I would ask him to do a couple of things, also you need to get unactive in some of your student organizations.  I do the majority of the housework, because I work less.  Set aside a block of time to clean bathrooms, dust and vacume once a week.  

Anonymous
by Anonymous 1 - Original Poster on Apr. 20, 2017 at 4:10 PM
That's understandable.

Quoting mommytoeandb: I'm not reading all that. I don't ask permission for my feelings. If I'm angry, I'm angry.
Anonymous
by Anonymous 4 on Apr. 20, 2017 at 4:10 PM
2 moms liked this
Yeah, this is a little too long. Sorry OP.

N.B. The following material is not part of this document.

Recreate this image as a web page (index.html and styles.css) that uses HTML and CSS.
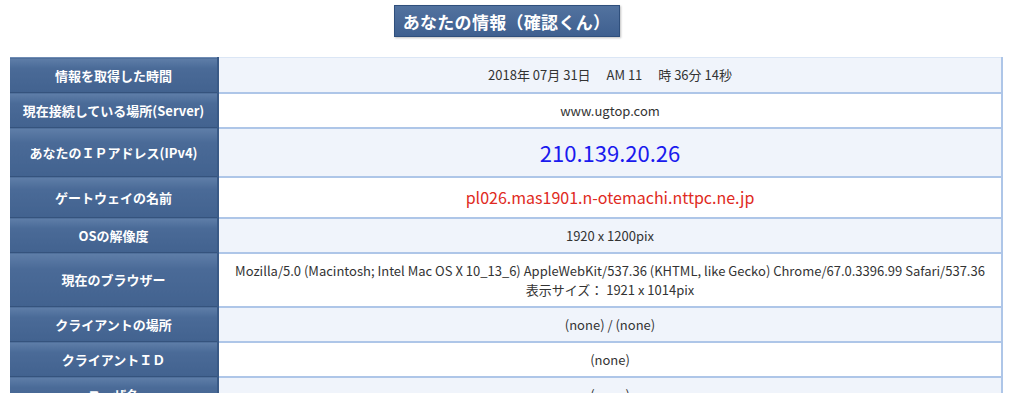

I asked my husband to help me out when I was in school and he did with no real complaints. He was resistant at first but after awhile he realized; happy wife, happy life.
Anonymous
by Anonymous 1 - Original Poster on Apr. 20, 2017 at 4:11 PM
The reason I joined them was because they offer me scholarships and it takes off some of the financial load for us, otherwise I wouldn't commit to it.

Quoting Anonymous 3:

I would ask him to do a couple of things, also you need to get unactive in some of your student organizations.  I do the majority of the housework, because I work less.  Set aside a block of time to clean bathrooms, dust and vacume once a week.  

Anonymous
by Anonymous 5 on Apr. 20, 2017 at 4:12 PM

Sounds like you have too much on your plate...you can't quit school and the house is always going to need attention....so back off on the student organizations and kids school events

Anonymous
by Anonymous 1 - Original Poster on Apr. 20, 2017 at 4:12 PM
It is long, I was attempting to put info in that people may ask to further help them understand to give me a reply.

How did you ask for his help? How long did it take him to start helping you?

Quoting Anonymous 4: Yeah, this is a little too long. Sorry OP.

I asked my husband to help me out when I was in school and he did with no real complaints. He was resistant at first but after awhile he realized; happy wife, happy life.
K3412
by Platinum Member on Apr. 20, 2017 at 4:13 PM
5 moms liked this

I see no reason the household chores can't be more 50/50. Be specific about what you need, and when you need it done. It shouldn't "him helping you out." He lives in that house. He can contribute on his own. There's no reason you should be 100% responsible for it. If you are putting in a solid 8 hours of work during the day same as him, you should both be working at night.

Anonymous
by Anonymous 6 on Apr. 20, 2017 at 4:13 PM
5 moms liked this
Anyone would be angry about that. That is completely normal to feel resentment that he's not helping. Go on strike, see how long it takes him to notice how much you do.